Cookies stored in temporary memory are often called session-only cookies because they are created by a web site for a single session. Session-only cookies disappear when you close your web browser or when the web site that created them explicitly ends the session due to inactivity or some other reason. Session-only cookies are used to carry helpful information from page to page as you browse a web site. For example a session-only cookie might keep track of what page you are on as you flip through records in a database. Most experts recommend you enable (or rather don't disable) session-only cookies. This is because they pose little security or privacy risks; and, disabling them would cause a large number of reputable, mainstream web sites to stop working properly.
Cookies stored to disk can stay on your computer indefinitely. Resetting your computer and closing your web browser will have no effect on these cookies. You must explicitly delete these cookies or wait for them to expire if they were created with an expiration date.

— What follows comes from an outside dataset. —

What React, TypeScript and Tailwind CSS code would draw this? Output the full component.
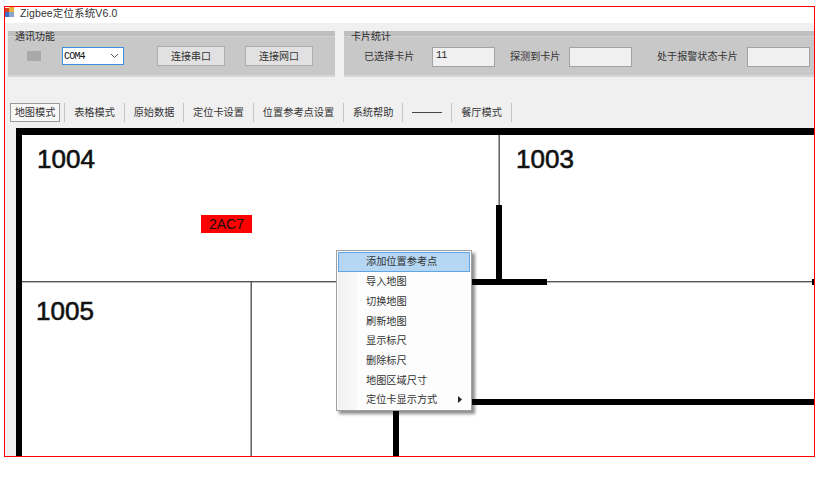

Some of these disk-based cookies can only be read by the web site that created them. These so called First-Party cookies help site operators "remember" important things about you (e.g. your user name, zip code) so you don't have to keep providing the same information every time you visit their site. Some, but not all, experts recommend you enable first-party disk-based cookies. Many web sites simply do not need disk-based cookies to maintain a good user experience, but others will fail.
Some other disk-based cookies can be shared between multiple – potentially unrelated – web sites. These Third-Party cookies have caused much of the fear and confusion concerning user privacy. There are some legitimate uses for third-party cookies but these have be overshadowed by a multitude of illegitimate uses. Most experts recommend you disable third-party disk-based cookies. This is because disk-based cookies capable of being passed to third-parties are rarely needed for legitimate purposes.
So are cookies a security or privacy risk?
Assuming you have applied current security patches to your browser, cookies by themselves do not pose a serious security threat. You just need to understand what information is being stored in them and how it is being used.
For example you would never allow a web site to store financial information in a cookie. And you would not allow a site to use a cookie to log you in automatically if the site contained sensitive personal or financial information (e.g. online banking), because this would allow anyone with access to your computer – a co-worker at the keyboard or a hacker who has somehow gained "remote access" – to login to your most sensitive web sites without even knowing your user name or password. Finally, if you did allow a low-risk site, like Absoluce CE, to use cookies to log you in automatically you would want to make sure the information in the cookie is encrypted. This is because the information in the cookie could potentially be read and used to guess your user name and password in more important web sites.
Disk-based cookies can, and often do, pose a privacy risk because they allow a variety of web sites and "spyware" programs to build a personal "profile" of who you are and what you do. For example you might allow your favorite weather web site to store your zip code to a disk-based cookie so you can get the local forecast every morning without having to retype your zip code. You figure this is no big deal since the weather web site doesn't know who you are. They just know your zip code, so no harm done. But what you may not realize is that the weather web site may work with a network of other web sites to compile all your little pieces of information (like zip code) into a single, amazingly complete, demographic profile. And this isn't just your name and address. It's your opinions (ever answered an online poll?), your purchases (ever bought anything online), and your web usage patterns.
The best way to avoid privacy issues is to (1) make sure your computer is free of spyware, (2) disable third-party cookies, and (3) read the privacy statements of sites you use.